2 of 2 people found the following review helpful
A 'must have' book if you want to design a guitar amp,
This review is from: Designing Tube Preamps for Guitar and Bass (Hardcover)
The book says it is not intended for the beginner so for the record, I've been a professional audio electronics designer (solid state) in the past and have a degree in electronics. Valves were not covered.
The author says he has omitted derivation of formula etc. and this "will irritate electronics graduates" but so far I have not found anything to irritate me in this book. The style is easy to read and the information you get is great. You get what you need without too much theoretical complexity. Anyone with a basic electronics knowledge should be OK. I read it end to end hooked like a good novel.
The level of maths is as much as is needed to design the circuits and by no means heavy. By design I mean have some idea of how it will sound before it is plugged in rather than copy an existing design not really understanding how it works and then blindly fiddle with components which seems the method preferred by some other authors.
Getting your sums right is mostly missing in other guitar amplifier `design' books I have read. I'm not saying don't read these other books as there have been many happy accidents in designing guitar amplifiers but it is nice to understand why doing X will result in a Y. If you do find a particular change has a beneficial result you can reverse engineer it and find out why.
Unlike many audio books where all you have is the authors say-so that they are right and the rest of the world is wrong, there are, to pick a non-random example many references to Langford-Smith's book. There is much misinformation on audio and valve amps about. This book has solid foundations and references. Many thanks!

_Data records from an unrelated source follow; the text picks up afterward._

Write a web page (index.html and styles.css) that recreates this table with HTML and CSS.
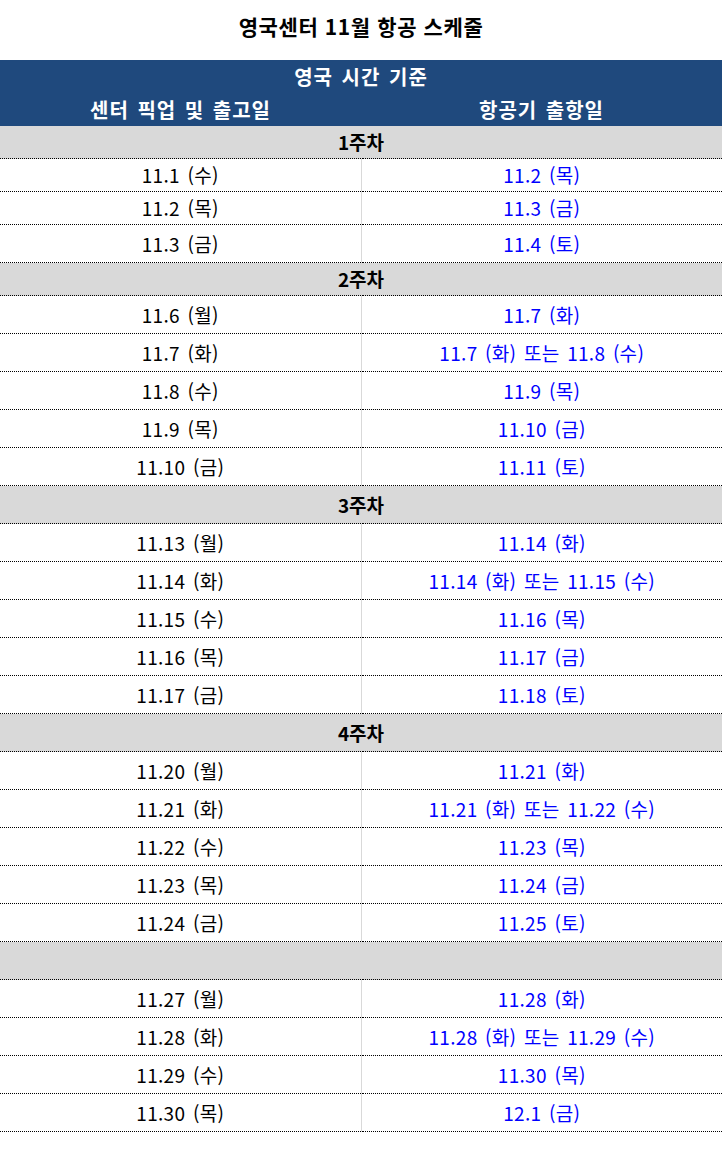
FILE: index.html
```html
<!DOCTYPE html>
<html lang="ko">
<head>
<meta charset="utf-8">
<title>영국센터 11월 항공 스케줄</title>
<link rel="stylesheet" href="styles.css">
</head>
<body>
<h1 class="title">영국센터 11월 항공 스케줄</h1>
<table class="sched">
  <thead>
    <tr class="hrow"><th colspan="2">영국 시간 기준</th></tr>
    <tr class="hrow"><th>센터 픽업 및 출고일</th><th>항공기 출항일</th></tr>
  </thead>
  <tbody>
    <tr class="week short"><td colspan="2">1주차</td></tr>
    <tr class="short"><td>11.1 (수)</td><td class="air">11.2 (목)</td></tr>
    <tr class="short"><td>11.2 (목)</td><td class="air">11.3 (금)</td></tr>
    <tr><td>11.3 (금)</td><td class="air">11.4 (토)</td></tr>
    <tr class="week short"><td colspan="2">2주차</td></tr>
    <tr><td>11.6 (월)</td><td class="air">11.7 (화)</td></tr>
    <tr><td>11.7 (화)</td><td class="air">11.7 (화) 또는 11.8 (수)</td></tr>
    <tr><td>11.8 (수)</td><td class="air">11.9 (목)</td></tr>
    <tr><td>11.9 (목)</td><td class="air">11.10 (금)</td></tr>
    <tr><td>11.10 (금)</td><td class="air">11.11 (토)</td></tr>
    <tr class="week"><td colspan="2">3주차</td></tr>
    <tr><td>11.13 (월)</td><td class="air">11.14 (화)</td></tr>
    <tr><td>11.14 (화)</td><td class="air">11.14 (화) 또는 11.15 (수)</td></tr>
    <tr><td>11.15 (수)</td><td class="air">11.16 (목)</td></tr>
    <tr><td>11.16 (목)</td><td class="air">11.17 (금)</td></tr>
    <tr><td>11.17 (금)</td><td class="air">11.18 (토)</td></tr>
    <tr class="week"><td colspan="2">4주차</td></tr>
    <tr><td>11.20 (월)</td><td class="air">11.21 (화)</td></tr>
    <tr><td>11.21 (화)</td><td class="air">11.21 (화) 또는 11.22 (수)</td></tr>
    <tr><td>11.22 (수)</td><td class="air">11.23 (목)</td></tr>
    <tr><td>11.23 (목)</td><td class="air">11.24 (금)</td></tr>
    <tr><td>11.24 (금)</td><td class="air">11.25 (토)</td></tr>
    <tr class="week"><td colspan="2"></td></tr>
    <tr><td>11.27 (월)</td><td class="air">11.28 (화)</td></tr>
    <tr><td>11.28 (화)</td><td class="air">11.28 (화) 또는 11.29 (수)</td></tr>
    <tr><td>11.29 (수)</td><td class="air">11.30 (목)</td></tr>
    <tr><td>11.30 (목)</td><td class="air">12.1 (금)</td></tr>
  </tbody>
</table>
</body>
</html>
```

FILE: styles.css
```css
html, body {
  margin: 0;
  padding: 0;
  background: #ffffff;
}
body {
  font-family: "Noto Sans CJK KR", "Noto Sans", sans-serif;
  color: #000000;
  width: 722px;
}
.title {
  margin: 0;
  height: 60px;
  line-height: 52px;
  font-size: 21px;
  font-weight: 700;
  letter-spacing: 0.6px;
  text-align: center;
}
.sched {
  width: 722px;
  border-collapse: collapse;
  table-layout: fixed;
}
.sched th {
  background: #1f497d;
  color: #ffffff;
  font-size: 20px;
  font-weight: 700;
  letter-spacing: 1px;
  word-spacing: 2px;
  height: 33px;
  line-height: 22px;
  padding: 0;
  text-align: center;
  vertical-align: middle;
  width: 50%;
}
.sched td {
  height: 37px;
  padding: 0;
  text-align: center;
  vertical-align: middle;
  font-size: 19px;
  letter-spacing: 0.3px;
  word-spacing: 2px;
  border-bottom: 1px dotted #000000;
  line-height: 20px;
}
.sched td + td {
  border-left: 1px solid #d9d9d9;
}
.sched tr.short td {
  height: 32px;
}
.sched tr.week td {
  background: #d9d9d9;
  font-weight: 700;
  font-size: 19px;
  letter-spacing: 0;
}
.sched td.air {
  color: #0000ff;
}
```
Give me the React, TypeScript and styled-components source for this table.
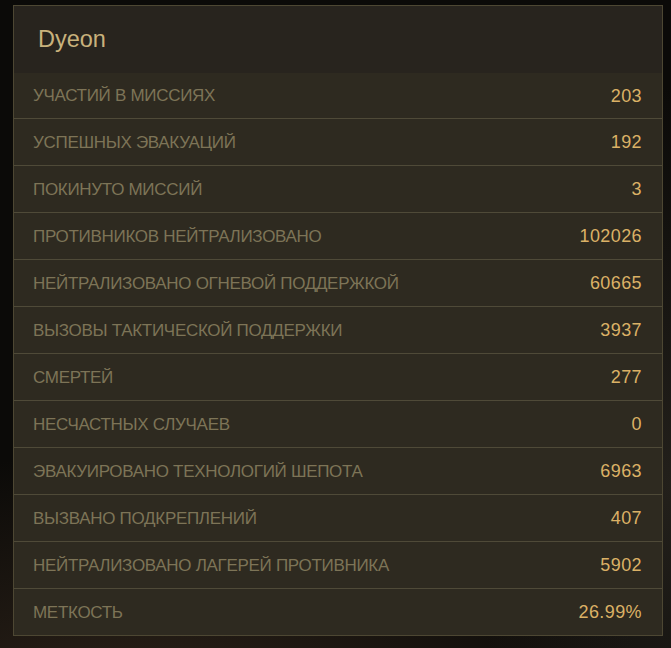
import * as React from 'react';
import styled, { createGlobalStyle } from 'styled-components';

const stats = [
  { label: 'УЧАСТИЙ В МИССИЯХ', value: '203' },
  { label: 'УСПЕШНЫХ ЭВАКУАЦИЙ', value: '192' },
  { label: 'ПОКИНУТО МИССИЙ', value: '3' },
  { label: 'ПРОТИВНИКОВ НЕЙТРАЛИЗОВАНО', value: '102026' },
  { label: 'НЕЙТРАЛИЗОВАНО ОГНЕВОЙ ПОДДЕРЖКОЙ', value: '60665' },
  { label: 'ВЫЗОВЫ ТАКТИЧЕСКОЙ ПОДДЕРЖКИ', value: '3937' },
  { label: 'СМЕРТЕЙ', value: '277' },
  { label: 'НЕСЧАСТНЫХ СЛУЧАЕВ', value: '0' },
  { label: 'ЭВАКУИРОВАНО ТЕХНОЛОГИЙ ШЕПОТА', value: '6963' },
  { label: 'ВЫЗВАНО ПОДКРЕПЛЕНИЙ', value: '407' },
  { label: 'НЕЙТРАЛИЗОВАНО ЛАГЕРЕЙ ПРОТИВНИКА', value: '5902' },
  { label: 'МЕТКОСТЬ', value: '26.99%' },
];

export default function App() {
  return (
    <>
      <GlobalStyle />
      <Page>
        <Panel>
          <Header>Dyeon</Header>
          {stats.map(stat => (
            <Row key={stat.label}>
              <Label>{stat.label}</Label>
              <Value>{stat.value}</Value>
            </Row>
          ))}
        </Panel>
      </Page>
    </>
  );
}

const GlobalStyle = createGlobalStyle`
  html, body {
    margin: 0;
    padding: 0;
    background: #0b0a08;
  }
  body {
    font-family: "Liberation Sans", Arial, sans-serif;
  }
`;

const Page = styled.div`
  width: 671px;
  height: 648px;
  box-sizing: border-box;
  padding: 5px 9px 0 13px;
  background:
    radial-gradient(ellipse 520px 260px at 20% 110%, #2c2219 0%, rgba(44, 34, 25, 0) 100%),
    radial-gradient(ellipse 200px 400px at 100% 75%, #23201b 0%, rgba(35, 32, 27, 0) 100%),
    #0b0a08;
`;

const Panel = styled.div`
  width: 650px;
  box-sizing: border-box;
  border: 1px solid #4d4733;
  background: #2e2a20;
`;

const Header = styled.div`
  height: 67px;
  display: flex;
  align-items: center;
  padding-left: 24px;
  background: #28241e;
  color: #c8b27c;
  font-size: 23.5px;
`;

const Row = styled.div`
  height: 47px;
  display: flex;
  align-items: center;
  justify-content: space-between;
  padding: 1px 20px 0 19px;
  box-sizing: border-box;
  border-top: 1px solid #4f4a38;

  &:nth-child(2) {
    border-top: none;
    height: 45px;
  }
`;

const Label = styled.span`
  color: #7d7457;
  font-size: 17px;
  letter-spacing: -0.3px;
`;

const Value = styled.span`
  color: #dbb166;
  font-size: 18px;
  letter-spacing: 0.4px;
`;
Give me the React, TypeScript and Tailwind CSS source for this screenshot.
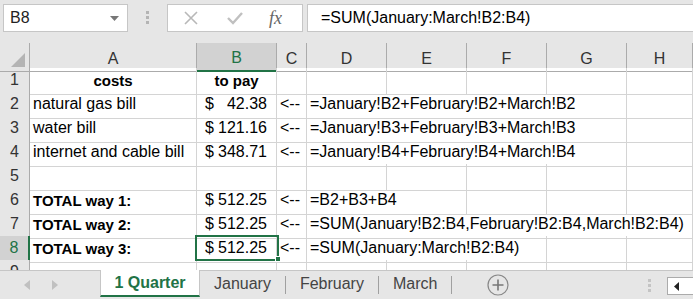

Books on hi-fi valve amplifiers will tell you how to, for example, bias a stage for minimum distortion. This is fine but a guitar amp is all about distortion. If it was not we (well I at least) would use transistors. This book fills that missing gap. For example it has oscilloscope screen shots to show you what the effect of e.g. overdriving a cathodyne phase inverter is. So instructive.
There is a super section (22 pages) on cascode. Much better than the others I have read which always concentrate on the ECC88 (which was designed for this) and a quick blast about the Miller effect. I have to now try an ECC82 stage.
I've got the power supply book by Mr. Blencowe on order and just hope it is as good.